In recent years, the computational abilities of certain systems have seen enhanced

growth due to the expansion of parallel systems such as cluster computing and

distributed computing. Another highly parallel paradigm that has recently been

exploited by computationally hungry scientists is the GPU, which is currently being

used for image processing, computer vision, signal processing, video encoding, and

ray tracing, among others [11]; applications such as these have been given the

acronym GPGPU for general-purpose computation using graphics hardware.

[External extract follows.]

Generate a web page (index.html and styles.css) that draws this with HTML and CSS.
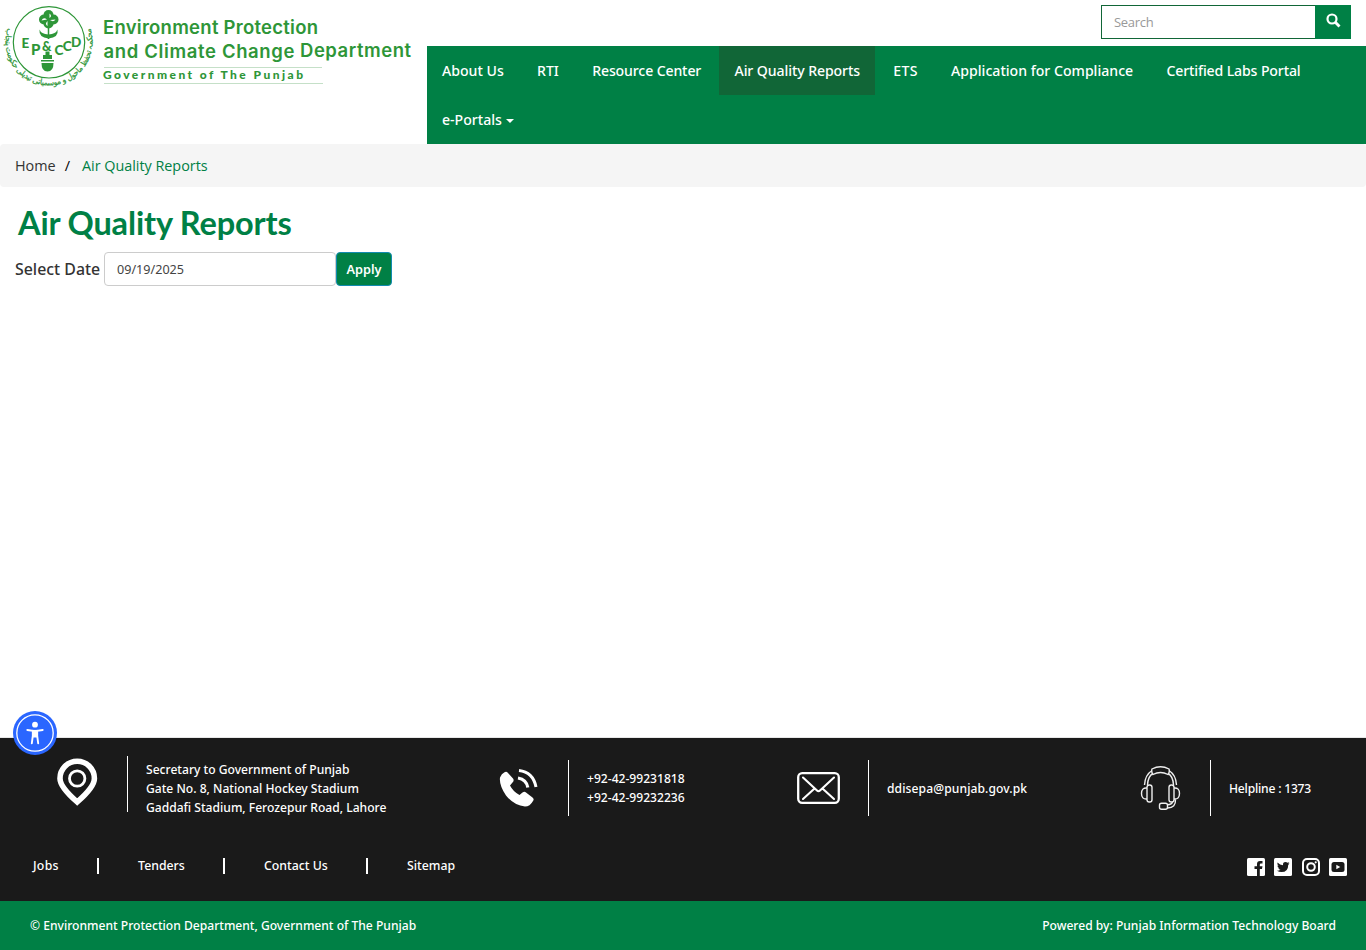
FILE: index.html
```html
<!DOCTYPE html>
<html lang="en">
<head>
<meta charset="utf-8">
<title>Air Quality Reports</title>
<link rel="stylesheet" href="styles.css">
</head>
<body>
<header class="header">
  <a class="brand" href="#">
    <svg width="427" height="100" viewBox="0 0 427 100" role="img" aria-label="Environment Protection and Climate Change Department">
      <defs><path id="ring" d="M8.500 26 A43.500 43.500 0 1 0 89.500 26"/></defs>
      <g fill="none" stroke="#2e9638">
        <circle cx="49" cy="42.300" r="35.700" stroke-width="1.200"/>
        <path d="M48.500 27V39" stroke-width="1.500"/>
      </g>
      <g fill="#2e9638">
        <circle cx="48.500" cy="15" r="5"/><circle cx="44" cy="19.500" r="5"/>
        <circle cx="53.500" cy="19.500" r="5"/><circle cx="48.500" cy="23.500" r="5"/>
        <path d="M39.500 29.500Q41 34 48.500 34.500Q56 34 57.500 29.500Q59 37.500 48.500 38.500Q38.500 37.500 39.500 29.500Z"/>
        <path d="M45.500 51.500H49.500V55H52V59H43V55H45.500ZM41 60H54V61.500H41ZM41.500 63H53.500Q53.500 71.500 47.500 71.500Q41.500 71.500 41.500 63Z"/>
      </g>
      <path d="M41.500 20.500Q43.500 16.500 47 19.500ZM49.500 13.500Q52.500 16 49.500 18ZM50 20Q53.500 22.500 55.500 19.500ZM47.500 21Q44.500 24 47.500 26Z" fill="#fff"/>
      <g class="seal-letters">
        <text x="21.500" y="48" textLength="7">E</text>
        <text x="31" y="54.500" font-size="15" textLength="8">P</text>
        <text x="42" y="50.500" font-size="13" textLength="9">&amp;</text>
        <text x="54.500" y="54.500" textLength="7">C</text>
        <text x="62.800" y="51" textLength="7">C</text>
        <text x="71" y="46.500" textLength="8">D</text>
      </g>
      <text class="ring-text"><textPath href="#ring" startOffset="50%" text-anchor="middle" textLength="164">محکمہ تحفظ ماحول و موسمیاتی تبدیلی حکومت پنجاب</textPath></text>
      <text class="logo-name" x="103" y="34.300" textLength="215">Environment Protection</text>
      <text class="logo-name" x="103.500" y="58.300" textLength="191">and Climate Change</text>
      <text class="logo-name" x="300" y="57.300" textLength="111">Department</text>
      <path d="M104 67.500H322M104 83.500H323" stroke="#c5e0c8"/>
      <text class="logo-gov" x="103" y="79" textLength="200">Government of The Punjab</text>
    </svg>
  </a>
  <div class="header-main">
    <form class="search">
      <input class="search-input" type="text" placeholder="Search">
      <button class="search-button" type="button" aria-label="Search"><svg width="15" height="15" viewBox="0 0 15 15" fill="none" stroke="#fff"><circle cx="6" cy="6" r="4.500" stroke-width="2.200"/><path d="M9.300 9.300L13.500 13.500" stroke-width="2.900"/></svg></button>
    </form>
    <nav class="nav">
      <a class="nav-link" href="#">About Us</a>
      <a class="nav-link" href="#">RTI</a>
      <a class="nav-link nav-resource" href="#">Resource Center</a>
      <a class="nav-link nav-current" href="#">Air Quality Reports</a>
      <a class="nav-link nav-ets" href="#">ETS</a>
      <a class="nav-link" href="#">Application for Compliance</a>
      <a class="nav-link nav-labs" href="#">Certified Labs Portal</a>
      <a class="nav-link" href="#">e-Portals<span class="caret"></span></a>
    </nav>
  </div>
</header>
<div class="breadcrumb"><a href="#">Home</a><span class="slash">/</span><span class="here">Air Quality Reports</span></div>
<main class="content">
  <h1 class="title">Air Quality Reports</h1>
  <form class="filter">
    <label class="filter-label" for="date">Select Date</label>
    <input class="filter-input" id="date" type="text" value="09/19/2025">
    <button class="filter-button" type="button">Apply</button>
  </form>
</main>
<footer class="footer">
  <div class="contacts">
    <div class="contact contact-address">
      <svg class="contact-icon" width="43" height="48" viewBox="0 0 43 48" fill="none" stroke="#fff"><path d="M21.200 44Q4 29 4 20.500A17.200 17.200 0 0 1 38.400 20.500Q38.400 29 21.200 44Z" stroke-width="5.600"/><circle cx="21.200" cy="20.500" r="7.700" stroke-width="2.800"/></svg>
      <p class="contact-text">Secretary to Government of Punjab<br>Gate No. 8, National Hockey Stadium<br>Gaddafi Stadium, Ferozepur Road, Lahore</p>
    </div>
    <div class="contact">
      <svg class="contact-icon" width="43" height="40" viewBox="0 0 43 40"><path fill="#fff" d="M7.500 4.200Q9.500 3 11 5L16 10.500Q17.500 12.500 15.500 14.500L13 17.500Q16 23.500 22.500 27L25.500 24.500Q27.500 23 29 24.500L35.500 29.500Q37.500 31 36 33Q33 38.500 28 38.500Q17 37.500 9 27.500Q2 17 3 9.500Q4.500 5.500 7.500 4.200Z"/><g fill="none" stroke="#fff"><path d="M22 2.500Q36 4 39 19" stroke-width="3"/><path d="M21 10Q29.500 11.500 30.800 19.500" stroke-width="3.200"/></g></svg>
      <p class="contact-text">+92-42-99231818<br>+92-42-99232236</p>
    </div>
    <div class="contact">
      <svg class="contact-icon" width="43" height="32" viewBox="0 0 43 32" fill="none" stroke="#fff"><rect x="1.200" y="1.200" width="40.600" height="29.600" rx="4" stroke-width="2.300"/><path d="M6 5.500L20 18.500Q21.500 20 23 18.500L37 5.500M6 27L17 17M37 27L26 17" stroke-width="2.100" stroke-linecap="round"/></svg>
      <p class="contact-text contact-mail">ddisepa@punjab.gov.pk</p>
    </div>
    <div class="contact">
      <svg class="contact-icon" width="43" height="44" viewBox="0 0 43 44" fill="none" stroke="#eee" stroke-width="1.400"><path d="M5.500 19Q6 9 13 4.500M37.500 19Q37 9 30 4.500M8.500 19Q9 10 14 7.500M34.500 19Q34 10 29 7.500"/><path d="M13 3Q21.500-1.500 30 3Q31 6 29 8.500Q21.500 4.500 14 8.500Q12 6 13 3Z"/><rect x="8" y="19" width="5" height="17" rx="2.300"/><rect x="30" y="19" width="5" height="17" rx="2.300"/><path d="M8 22Q2.500 21.500 2.500 27.500Q2.500 33.500 8 33M35 22Q40.500 21.500 40.500 27.500Q40.500 33.500 35 33M36.500 33Q37 42 28.500 42M33.500 36Q33 38.500 28.500 38.800"/><rect x="20.500" y="37.300" width="8" height="6" rx="2"/></svg>
      <p class="contact-text contact-help">Helpline : 1373</p>
    </div>
  </div>
  <div class="footer-nav">
    <nav class="links"><a href="#">Jobs</a><i class="bar"></i><a href="#">Tenders</a><i class="bar"></i><a href="#">Contact Us</a><i class="bar"></i><a href="#">Sitemap</a></nav>
    <div class="social">
      <svg width="18" height="18" viewBox="0 0 18 18"><rect width="18" height="18" rx="1.500" fill="#fff"/><path d="M10 18V11H7.500V8.200H10V6Q10 3 13 3H15.500V5.500H14Q12.800 5.500 12.800 6.800V8.200H15.500L15 11H12.800V18Z" fill="#1a1a1a"/></svg>
      <svg width="18" height="18" viewBox="0 0 18 18"><rect width="18" height="18" rx="1.500" fill="#fff"/><path d="M3.500 4.500Q6 7 9 7.200Q8.700 4 11.500 4Q12.700 4 13.500 4.800L15.300 4.200L14.300 5.700L15.500 5.500L14.200 6.900Q14.200 14 7.500 14Q4.800 14 3 12.800Q5.200 12.800 6.500 11.800Q4.700 11.500 4.300 10.200H5.400Q3.400 9.500 3.400 7.500L4.500 7.800Q2.800 6.300 3.500 4.500Z" fill="#1a1a1a"/></svg>
      <svg width="18" height="18" viewBox="0 0 18 18" fill="none" stroke="#fff" stroke-width="2"><rect x="1" y="1" width="16" height="16" rx="4"/><circle cx="9" cy="9" r="3.800"/><circle cx="13.700" cy="4.300" r="1.100" fill="#fff" stroke="none"/></svg>
      <svg width="18" height="18" viewBox="0 0 18 18"><rect width="18" height="18" rx="1.500" fill="#fff"/><rect x="2.500" y="4" width="13" height="10" rx="2.500" fill="#1a1a1a"/><path d="M7.300 6.700V11.300L11.300 9Z" fill="#fff"/></svg>
    </div>
  </div>
  <div class="legal"><span>© Environment Protection Department, Government of The Punjab</span><span>Powered by: Punjab Information Technology Board</span></div>
</footer>
<button class="accessibility" type="button" aria-label="Accessibility"><svg width="44" height="44" viewBox="0 0 44 44"><circle cx="22" cy="22" r="22" fill="#2a66ff"/><circle cx="22" cy="22" r="18.200" fill="none" stroke="#fff" stroke-width="1.300"/><circle cx="22" cy="13.700" r="2.900" fill="#fff"/><path d="M14.300 19L19.800 19.800V25L18.800 32.300M29.700 19L24.200 19.800V25L25.200 32.300" fill="none" stroke="#fff" stroke-width="1.900" stroke-linecap="round"/><path d="M19 18.900H25V26.500H19Z" fill="#fff"/></svg></button>
</body>
</html>
```
FILE: styles.css
```css
* { box-sizing: border-box; }
body { margin: 0; min-height: 950px; display: flex; flex-direction: column; position: relative; background: #fff; color: #333; font-family: "Noto Sans", "Open Sans", sans-serif; }
a { color: inherit; text-decoration: none; }
svg { display: block; }
p, h1 { margin: 0; }
input, button { font-family: inherit; }

.header { display: flex; height: 144px; }
.brand { width: 427px; }
.seal-letters { fill: #2e9638; font-family: Lato, sans-serif; font-size: 13.500px; font-weight: 900; }
.ring-text { fill: #2e9638; stroke: #2e9638; stroke-width: .2px; font-family: "DejaVu Sans", sans-serif; font-size: 8px; }
.logo-name { fill: #2e9638; font-family: Inter, Lato, sans-serif; font-size: 18.5px; font-weight: 600; }
.logo-gov { fill: #2e9638; font-family: Lato, "Open Sans", sans-serif; font-size: 12px; font-weight: 900; }
.header-main { flex: 1; display: flex; flex-direction: column; }
.search { display: flex; justify-content: flex-end; height: 46px; padding: 5px 15px 7px 0; }
.search-input { width: 214px; height: 34px; padding: 0 12px; border: 1px solid #116637; border-right: 0; background: #fff; font: 400 13px "Open Sans", sans-serif; letter-spacing: -.3px; outline: 0; }
.search-input::placeholder { color: #999; }
.search-button { display: flex; justify-content: center; width: 36px; height: 34px; padding: 8px 0 0; border: 0; background: #008045; }
.nav { flex: 1; display: flex; flex-wrap: wrap; align-content: flex-start; column-gap: 3.3px; background: #008045; }
.nav-link { display: flex; align-items: center; height: 49px; padding: 0 15px; color: #fff; font-size: 14.1px; font-weight: 500; white-space: nowrap; }
.nav-resource { letter-spacing: -.13px; }
.nav-current { background: #116637; letter-spacing: -.09px; }
.nav-ets { letter-spacing: .3px; }
.nav-labs { letter-spacing: -.13px; }
.caret { margin: 3px 0 0 4px; border: 4px solid transparent; border-top-color: #fff; border-bottom: 0; }

.breadcrumb { display: flex; align-items: center; height: 43px; padding: 0 15px; border-radius: 4px; background: #f5f5f5; font: 400 14.4px "Open Sans", sans-serif; }
.slash { margin: 0 12px 0 9px; color: #000; }
.here { color: #008045; letter-spacing: -.02px; }
.content { flex: 1; padding: 15px; }
.title { padding-left: 3px; height: 50px; color: #008045; font: 700 32.500px/42px Lato, sans-serif; letter-spacing: -.15px; }
.filter { display: flex; align-items: center; height: 34px; }
.filter-label { width: 89px; font-size: 15.9px; font-weight: 500; white-space: nowrap; }
.filter-input { width: 232px; height: 34px; padding: 0 12px; border: 1px solid #ccc; border-radius: 4px; color: #444; font-size: 12.6px; outline: 0; }
.filter-button { width: 56px; height: 34px; padding: 0 0 1px; border: 1px solid #128bb0; border-radius: 4px; background: #008045; color: #fff; font-size: 12.700px; font-weight: 600; }

.footer { border-top: 1px solid #e7e7e7; background: #1a1a1a; color: #fff; font-size: 12.100px; font-weight: 500; }
.contacts { display: grid; grid-template-columns: 441px 300px 342px 1fr; align-items: start; height: 106px; padding-top: 22px; }
.contact { display: flex; align-items: center; height: 56px; }
.contact-address { margin-top: -4px; }
.contact-icon { flex: none; margin: 0 28px 0 56px; }
.contact-address .contact-icon { margin-top: -4px; }
.contact-text { display: grid; align-content: center; height: 56px; padding-left: 18px; border-left: 1px solid #fff; line-height: 19px; white-space: nowrap; }
.contact-address .contact-text { padding-top: 8px; }
.contact-mail { letter-spacing: .1px; }
.contact-help { letter-spacing: -.2px; }
.footer-nav { display: flex; justify-content: space-between; align-items: center; height: 57px; padding: 0 19px 14px 33px; }
.links { display: flex; align-items: center; gap: 38.600px; font-size: 12.300px; }
.links a:first-child { letter-spacing: .3px; }
.bar { width: 2px; height: 16px; background: #fff; }
.social { display: flex; gap: 9.400px; padding-top: 3px; }
.legal { display: flex; justify-content: space-between; align-items: center; height: 49px; padding: 0 30px; background: #008045; }
.accessibility { position: absolute; left: 13px; top: 711px; width: 44px; height: 44px; padding: 0; border: 0; background: none; }
```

2.1 Brief Overview of GPU Architecture

The massive computational power underlying the GPU comes from its parallel

architecture, which is implemented using a computational unit known as a stream

processor. Essentially, a stream processor is a highly restricted form of a processor

core; whereas processor cores are able to perform a wide variety of complex tasks,

stream processors use a specialized instruction set to perform the tasks that are

repeatedly executed during computer graphics rendering. By performing only a

handful of tasks, the GPU can pack hundreds of stream processors into a single GPU,

as opposed to the eight processor cores available in modern CPUs at the time of

writing.

Given the restricted nature of stream processors, applications that wish to exploit

the computational advantages of the GPU must adhere to a narrow flow of execution.

This flow is divided into four primary steps: vertex operations, primitive assembly,

rasterization, and fragment operations. All programs executed on the GPU must

perform all four steps; however, in many GPGPU applications, the first three steps are

executed at a bare minimum to support the bulk of the computation, which takes place

at the final stage. Those interested in the details of the first three stages are

encouraged to visit a community website dedicated to GPGPU programming [12].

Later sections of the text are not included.